Plan B is to get officials and developers to see what he sees: a majestic part of Newark’s glory days. A community gathering place that could again be a downtown entertainment anchor, if only people had his passion and belief — and the millions of dollars he doesn’t have.
Cicurillo admits Plan A has a better chance.
But it would have to be a hefty lottery, the Powerball or Mega Millions kind.
The theater is a wreck inside. Side doors pried open by vagrants and vandals left it exposed to weather. Last week, workers sealing an underground basement along Market Street offered to give Cicurillo a peek inside. But the floors were too rotted and strewn with fallen boards and plaster to proceed.
Still, it can be done, Cicurillo believes, so the 69-year-old retired Newark teacher can dream. And nudge. And nudge again and again. “Yeah, I guess I can make a pain of myself,” he said. “But I intend to hammer away at this.” He does that by bringing his “research” to City Council meetings and various Newark economic development offices.
The research is in two shopping bags. Copies of articles, books on historic theaters, binders filled with more copies of programs and ticket stubs.
“I have the originals spread out all over the tables in my house,” Cicurillo said, moving his hands in a circular gesture that suggests many originals on many tables.
He recites the history of the theater in a stream-of-consciousness soliloquy: Opened, 1886 by H.C. Miner of Brookyn as a vaudeville house. Sold to Edward Spiegel, 1916. Billie Holiday performed there. Jerry Lewis ushered there. “Ben Hur” and “El Cid” played there.
The facts keep coming. Cicurillo has done the research.
“There’s an important history here,” he said. “If this theater goes, the history of industrial Newark goes with it.”
That’s the Newark of blue-collar and office workers at the turn of the 20th century, back when vaudeville was family entertainment.
All along Market Street, east of Broad, are architectural landmarks of the day. The nearly illegible rusted sign of Superior Stamp and Die is on one building. The Bonnell Building, built in 1895, is boarded up. So is the Spingarn Building. Peeking out from the gaps in the buildings across the street is the roof of the Prudential Center and the upper floors of the new Indigo Hotel. New apartments are coming to the Victorian buildings, with retail on the ground floors.
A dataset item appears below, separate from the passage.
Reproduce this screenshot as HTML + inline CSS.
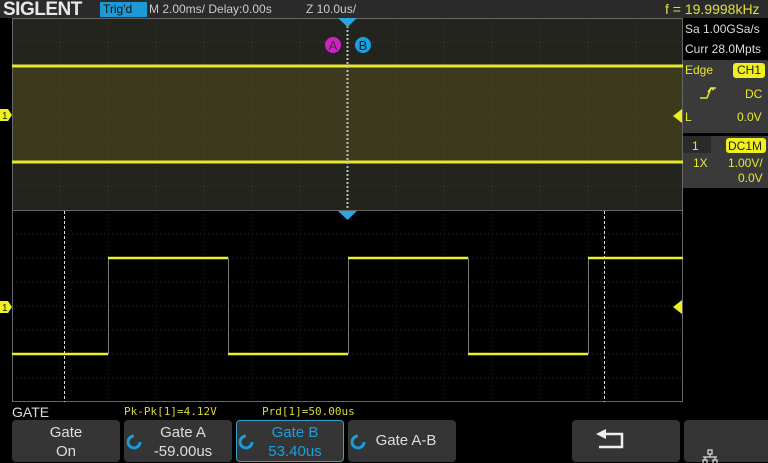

And not the kind of retail from the past few decades. Not chicken or tortilla joints, or bargain stores, where broken signs remain, atop locked metal gates and doors. That Newark history, too, is being shuttered.
The marquee of the Paramount, still intact, sits above two such armored doors. Dees Amazing Deals and an Afrocentric store called Culture & Culture are long gone. They were opened in the lobby space sometime after the theater closed in 1986 and didn’t last long. On the marquee are “for rent” signs, no longer applicable. Change is coming.
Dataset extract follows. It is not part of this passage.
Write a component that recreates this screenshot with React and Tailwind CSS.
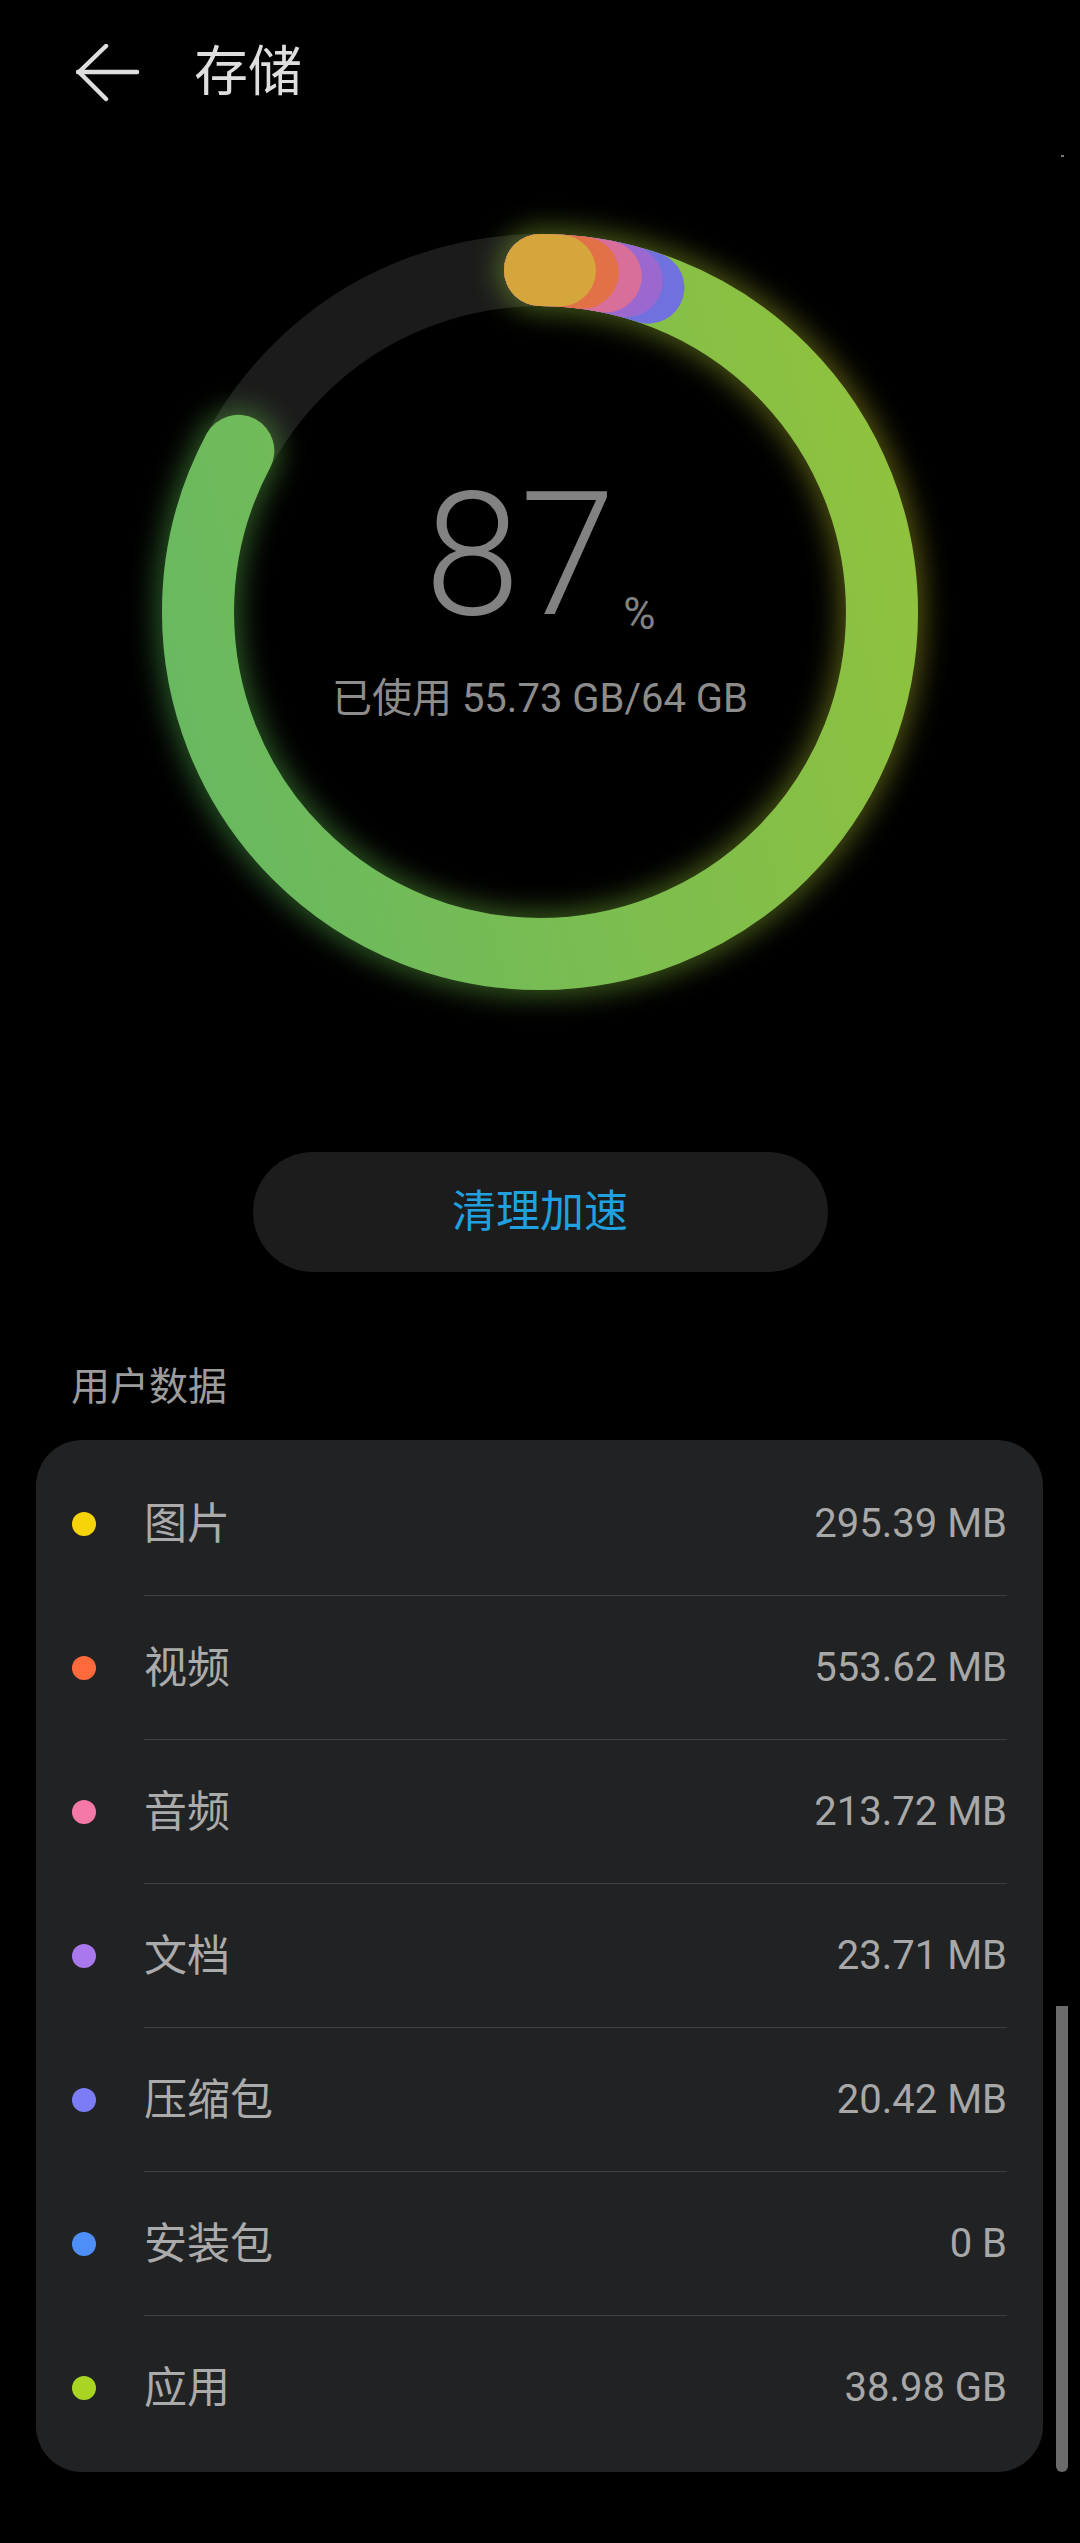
import React from "react";

const R = 342;
const C = 2 * Math.PI * R;
const deg = (d) => (d / 360) * C;

const segments = [
  { color: "url(#greenGrad)", len: deg(298) },
  { color: "#7071de", len: deg(18.5) },
  { color: "#9b68cf", len: deg(14.7) },
  { color: "#d86f9b", len: deg(11.1) },
  { color: "#e27148", len: deg(7.2) },
  { color: "#d5a63b", len: deg(3.35) },
];

const rows = [
  { name: "图片", value: "295.39 MB", dot: "bg-[#f7d30a]" },
  { name: "视频", value: "553.62 MB", dot: "bg-[#ff6a3d]" },
  { name: "音频", value: "213.72 MB", dot: "bg-[#f479a6]" },
  { name: "文档", value: "23.71 MB", dot: "bg-[#a878ec]" },
  { name: "压缩包", value: "20.42 MB", dot: "bg-[#7c7cf6]" },
  { name: "安装包", value: "0 B", dot: "bg-[#4d8ff6]" },
  { name: "应用", value: "38.98 GB", dot: "bg-[#a8d424]" },
];

function Ring() {
  // gradients are defined in the rotated (-90deg) local space of the circles:
  // screen (822,300) -> local (600,822); screen (78,500) -> local (400,78)
  return (
    <svg width="900" height="900" viewBox="0 0 900 900" className="absolute inset-0">
      <defs>
        <linearGradient id="greenGrad" gradientUnits="userSpaceOnUse" x1="600" y1="822" x2="400" y2="78">
          <stop offset="0" stopColor="#90c23d" />
          <stop offset="1" stopColor="#69b960" />
        </linearGradient>
        <linearGradient id="glowGrad" gradientUnits="userSpaceOnUse" x1="600" y1="822" x2="400" y2="78">
          <stop offset="0" stopColor="#b0aa22" />
          <stop offset="0.5" stopColor="#7cb533" />
          <stop offset="1" stopColor="#4fae50" />
        </linearGradient>
        <filter id="glow" x="-20%" y="-20%" width="140%" height="140%">
          <feGaussianBlur stdDeviation="14" />
        </filter>
      </defs>
      <circle cx="450" cy="450" r={R} fill="none" stroke="#1b1b1b" strokeWidth="72" />
      <g transform="rotate(-90 450 450)">
        <circle
          cx="450"
          cy="450"
          r={R}
          fill="none"
          stroke="url(#glowGrad)"
          strokeWidth="84"
          strokeLinecap="round"
          strokeDasharray={`${deg(298)} ${C}`}
          filter="url(#glow)"
          opacity="0.5"
        />
        {segments.map((s, i) => (
          <circle
            key={i}
            cx="450"
            cy="450"
            r={R}
            fill="none"
            stroke={s.color}
            strokeWidth="72"
            strokeLinecap="round"
            strokeDasharray={`${s.len} ${C}`}
          />
        ))}
      </g>
    </svg>
  );
}

export default function App() {
  return (
    <div className="relative w-[1080px] min-h-[2543px] bg-black font-[Roboto,'Noto_Sans_CJK_SC',sans-serif]">
      {/* Header */}
      <div className="flex h-[146px] items-center">
        <svg width="64" height="58" viewBox="0 0 64 58" className="ml-[76px]">
          <path d="M2 28 H61" stroke="#dedede" strokeWidth="4.5" strokeLinecap="round" fill="none" />
          <path d="M30 2 L3 28 L30 55" stroke="#dedede" strokeWidth="4.5" strokeLinecap="round" strokeLinejoin="round" fill="none" />
        </svg>
        <div className="ml-[54px] text-[54px] leading-[54px] text-[#dedede]">存储</div>
      </div>

      {/* Ring */}
      <div className="relative mx-auto mt-[16px] h-[900px] w-[900px]">
        <Ring />
        <div className="relative flex flex-col items-center pt-[307px]">
          <div className="flex items-baseline">
            <span className="text-[172px] leading-[172px] font-light text-[#828282]">87</span>
            <span className="ml-[8px] translate-y-[15px] text-[44px] leading-[44px] text-[#828282]">%</span>
          </div>
          <div className="mt-[36px] text-[40px] leading-[44px] text-[#8c8c8c]">已使用 55.73 GB/64 GB</div>
        </div>
      </div>

      {/* Button */}
      <div className="mx-auto mt-[90px] flex h-[120px] w-[575px] items-center justify-center rounded-full bg-[#1c1c1c]">
        <span className="text-[44px] leading-[44px] text-[#20a0de]">清理加速</span>
      </div>

      {/* Section label */}
      <div className="ml-[71px] mt-[96px] text-[39px] leading-[38px] text-[#9c9c9c]">用户数据</div>

      {/* Card */}
      <div className="ml-[36px] mt-[34px] w-[1007px] rounded-[46px] bg-[#212224] py-[12px]">
        {rows.map((r, i) => (
          <div key={r.name} className="flex h-[144px] pl-[36px]">
            <div className="flex w-[72px] items-center">
              <div className={`h-[24px] w-[24px] rounded-full ${r.dot}`} />
            </div>
            <div
              className={`mr-[36px] flex flex-1 items-center justify-between ${
                i < rows.length - 1 ? "border-b border-[#3e3f41]" : ""
              }`}
            >
              <span className="text-[43px] leading-[42px] text-[#ababab]">{r.name}</span>
              <span className="text-[40px] leading-[40px] text-[#a8a8a8]">{r.value}</span>
            </div>
          </div>
        ))}
      </div>

      {/* Scrollbar overlay */}
      <div className="absolute left-[1056px] top-[2006px] h-[466px] w-[12px] rounded-b-full bg-[#6b6b6b]" />
      <div className="absolute left-[1061px] top-[155px] h-[2px] w-[3px] bg-[#777]" />
    </div>
  );
}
The theater building is in the architectural footprint of the Four Corners Millennium Project by RBH Group, which will transform the intersection of Broad and Market into something for the 21st century. Luxury apartments, a hotel, retail stores, but no theater. In all, it’s $410 million project winding its way through the morass of approvals.
Carmine Cicurillo wants a renovated, refurbished Paramount Theater to be part of it.
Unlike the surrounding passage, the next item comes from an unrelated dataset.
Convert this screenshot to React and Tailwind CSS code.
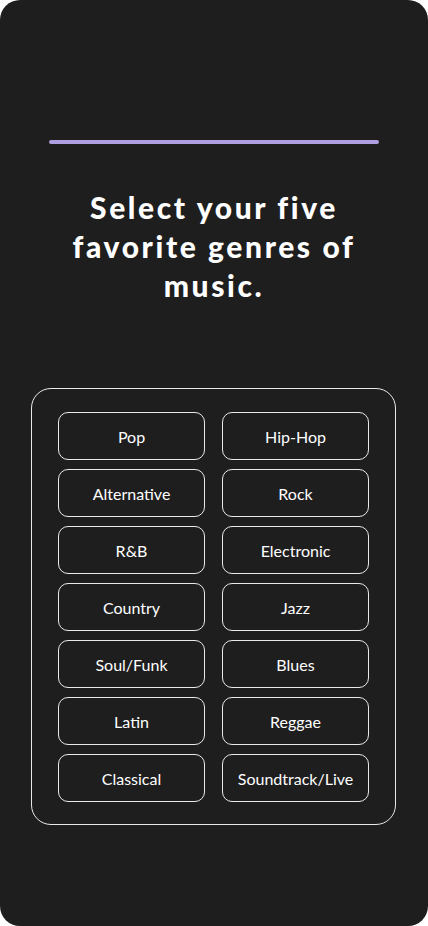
const genres = [
  "Pop",
  "Hip-Hop",
  "Alternative",
  "Rock",
  "R&B",
  "Electronic",
  "Country",
  "Jazz",
  "Soul/Funk",
  "Blues",
  "Latin",
  "Reggae",
  "Classical",
  "Soundtrack/Live",
];

export default function App() {
  return (
    <div className="w-[428px] h-[926px] bg-white">
      <div
        className="w-full h-full rounded-[20px] bg-[#1e1e1e] flex flex-col items-center pt-[140px]"
        style={{ fontFamily: "Lato, 'Noto Sans', sans-serif" }}
      >
        {/* progress bar */}
        <div className="w-[330px] h-1 rounded-full bg-[#b09fe0]" />

        <h1 className="mt-[44px] text-center text-white font-black text-[30px] leading-[39px] tracking-[2.6px]">
          Select your five
          <br />
          favorite genres of
          <br />
          music.
        </h1>

        <div className="self-start ml-[31px] mt-[83px] w-[365px] rounded-[20px] border border-white/90 px-[26px] pt-[23px] pb-[22px]">
          <div className="grid grid-cols-[147px_147px] gap-x-[17px] gap-y-[9px]">
            {genres.map((g) => (
              <button
                key={g}
                type="button"
                className="h-12 pt-px rounded-[10px] border border-white/90 text-white text-[16px] flex items-center justify-center"
              >
                {g}
              </button>
            ))}
          </div>
        </div>
      </div>
    </div>
  );
}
“This is the last of the great mother theaters,” he said, naming those that are gone. The Lyric. The Adams. The Luxor. The Branford. “If this goes, it’s all gone. We can’t let that happen.”
In his bags of “research” is a notebook with all the names and phone numbers of people he has tried to enlist to help, written in large letters.
Liz Del Tufo – Mrs. Newark – the president of the Newark Preservation and Landmarks Committee, and a persistent, echoing voice of all that is good about Newark, historic or otherwise.
Matt Gosser, the vice president of the group, and a professor of architecture and design at NJIT.
Marion Bolden, former superintendent of Newark Public Schools.
Councilwomen Gayle Chaneyfield-Jenkins and Mildred Crump.
My number. Colleague Barry Carter’s.
Anybody who can get anybody to listen.
The calls come frequently. Think of the “squirrels are back in the attic” mom in the Geico commercial. That’s Carmine Cicurillo, first thing in the morning, last thing at night.
“Good morning and good day to you, sir,” Cicurillo says, annunciating in a voice made for late-night radio.
He’s a nudge, but he’s polite. And stubbornly passionate. You have to respect that. This column is a result of two – no, three – years of those phone calls. At some point, you have to admire his quixotic approach. The Man of La Mancha, dreaming the impossible dream.
“His persistence is certainly admirable,” Del Tufo said. “But you have to be realistic. No one is going to raise the money needed to renovate it the way it was and there’s no market for it in downtown Newark, not with the Prudential Center, NJPAC and Symphony Hall.
“If they save the marquee, that would be great, and that would be all I could wish for,” she said.
For Cicurillo, that’s not enough.
“At the very least, they should keep the marquee,” he said. “It says ‘Newark’ on the front. It’s a celebration of this great city. But why can’t we have a majestic downtown theater again? If people believe it can happen, it can happen.”